What is distorted, however, is NOT his perception of physical reality. BPDers see physical reality just fine. Rather, what is distorted is his perception of other peoples' intentions and motivations. Those perceptions are distorted by his two fears.


> I'm really looking to talk to anyone else with the same experiences or knowledge in this area.


Michelle, if you would like to read about some of my experiences with my BPDer exW, I suggest you read my description of them in Maybe's thread at My list of hell!. If that description rings a bell, I would be glad to discuss it. Moreover, it contains links to some good online resources on this issue. Take care, Michelle.


----------



## Michelle007 (Apr 26, 2013)

Thank you everyone for your advice. I'm going to look into some of your suggestions. 

Anon Pink- yes you are right leaving the room is a much better idea. No I do not intend to bring children into this type of environment. 

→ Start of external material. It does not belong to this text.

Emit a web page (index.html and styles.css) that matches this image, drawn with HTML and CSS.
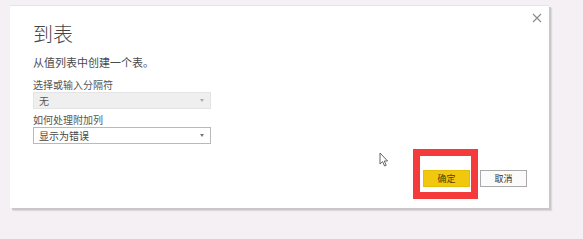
FILE: index.html
```html
<!DOCTYPE html>
<html lang="zh">
<head>
<meta charset="utf-8">
<link rel="stylesheet" href="styles.css">
</head>
<body>
<div class="dialog">
  <div class="close" aria-label="关闭">
    <svg width="10" height="10" viewBox="0 0 10 10"><path d="M1 1L9 9M9 1L1 9" stroke="#8a8a8a" stroke-width="1.1" fill="none"/></svg>
  </div>
  <h1 class="title">到表</h1>
  <p class="desc">从值列表中创建一个表。</p>
  <div class="label">选择或输入分隔符</div>
  <div class="select disabled"><span>无</span><i class="arrow"></i></div>
  <div class="label label2">如何处理附加列</div>
  <div class="select"><span>显示为错误</span><i class="arrow"></i></div>
  <div class="footer">
    <div class="okwrap">
      <button class="btn ok">确定</button>
      <div class="highlight"></div>
    </div>
    <button class="btn cancel">取消</button>
  </div>
  <svg class="cursor" width="10" height="15" viewBox="0 0 10 15"><path d="M1 1L1 12L3.6 9.6L5.6 14L7.2 13.3L5.3 9L8.6 9Z" fill="#fff" stroke="#555" stroke-width="0.9" stroke-linejoin="round"/></svg>
</div>
</body>
</html>
```
FILE: styles.css
```css
html, body {
  margin: 0;
  padding: 0;
  background: #f4f0f3;
  font-family: "Noto Sans CJK SC", "Noto Sans", sans-serif;
  color: #333;
}
body {
  width: 583px;
  height: 239px;
  overflow: hidden;
  padding-top: 5px;
  box-sizing: border-box;
}
.dialog {
  position: relative;
  width: 539px;
  height: 203px;
  margin-left: 10px;
  background: #fff;
  border-top: 1px solid #e6e2e5;
  box-shadow: 2px 2px 0 #c9c7c9, 3px 3px 1px #dcdadc;
  box-sizing: border-box;
  padding: 16px 22px 0 23px;
}
.close {
  position: absolute;
  right: 7px;
  top: 7px;
  width: 10px;
  height: 10px;
  line-height: 0;
}
.title {
  margin: 0;
  font-size: 20px;
  line-height: 24px;
  font-weight: 300;
  color: #444;
}
.desc {
  margin: 9px 0 0;
  font-size: 11px;
  line-height: 14px;
  color: #4a4a4a;
}
.label {
  margin-top: 9px;
  font-size: 10px;
  line-height: 13px;
  color: #555;
}
.label2 {
  margin-top: 4px;
}
.select {
  margin-top: 1px;
  width: 178px;
  height: 17px;
  box-sizing: border-box;
  border: 1px solid #b9b9b9;
  background: #fff;
  display: flex;
  align-items: center;
  justify-content: space-between;
  padding: 0 6px 0 5px;
  font-size: 10px;
  color: #444;
}
.select.disabled {
  background: #efefef;
  border-color: #e4e4e4;
  color: #555;
}
.arrow {
  width: 0;
  height: 0;
  border-left: 2.5px solid transparent;
  border-right: 2.5px solid transparent;
  border-top: 3px solid #777;
}
.select.disabled .arrow {
  border-top-color: #aaa;
}
.footer {
  margin-top: 26px;
  display: flex;
  justify-content: flex-end;
  gap: 10px;
}
.okwrap {
  position: relative;
}
.btn {
  width: 47px;
  height: 17px;
  font-family: inherit;
  font-size: 9px;
  line-height: 15px;
  padding: 0;
  color: #333;
  display: block;
}
.ok {
  background: #f2c80f;
  border: 1px solid #e5bc06;
  color: #4a3d00;
}
.cancel {
  background: #fbfbfb;
  border: 1px solid #a9a9a9;
}
.highlight {
  position: absolute;
  left: -10px;
  top: -21px;
  width: 65px;
  height: 50px;
  box-sizing: border-box;
  border: 7px solid #f43a3a;
  pointer-events: none;
}
.cursor {
  position: absolute;
  left: 369px;
  top: 146px;
}
```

Thank you Fleur de Cactus, I have looked into narcissm and I don't think it's that. Yes he does go very silent but that's because he wants to be left alone. He doesn't do the other things though. 

Uptown I'm going to read the book you gave suggested, I think it's 'Stop Walking on Eggshells'. He is sounding very BPD to me but hopefully the book will help me to work it out more.


----------



## Uptown (Mar 27, 2010)

Michelle, while you're waiting for the book, you may want to check out two excellent online resources. One is Kathy Batesel's "Tips for Surviving BPD" at Borderline Personality Disorder and Relationships. The other is the list of articles at BPDfamily's resource page at T1 How a Borderline Personality Disorder Love Relationship Evolves.


----------



## diwali123 (Feb 17, 2012)

He sounds like he has BPD/narcissistic PD.
_Posted via Mobile Device_


----------



## Bobby5000 (Oct 19, 2011)

A wife said her husband had a horrible temper and in his rage broke a number of things. The counselor asked "does he break any of his own stuff." The wife thought a while a said no. Obviously he knows what he is doing. Choices 

1. Leave, he is unstable, overbearing and manipulative. 

2. Suggest counseling and working things out together. 

3. Next time he gets angry, scream louder and get madder than him. Make a point of letting him know you don't get pushed around and yell and scream louder than he is. Perhaps check with a friend in case you need help if it gets violent. 

4. Don't try this (which is what you have been doing). I constantly feel like I'm walking on egg shells. Reward his behavior and let him know he can get made without consequences. Indeed they are positive because you will try to avoid conflict, so he doesn't get made.


----------



## wiigirl (Jun 14, 2012)

Hope1964 said:


> Wow. I would be telling him that if he doesn't get into some serious heavy duty therapy, buh bye!!


:iagree:


----------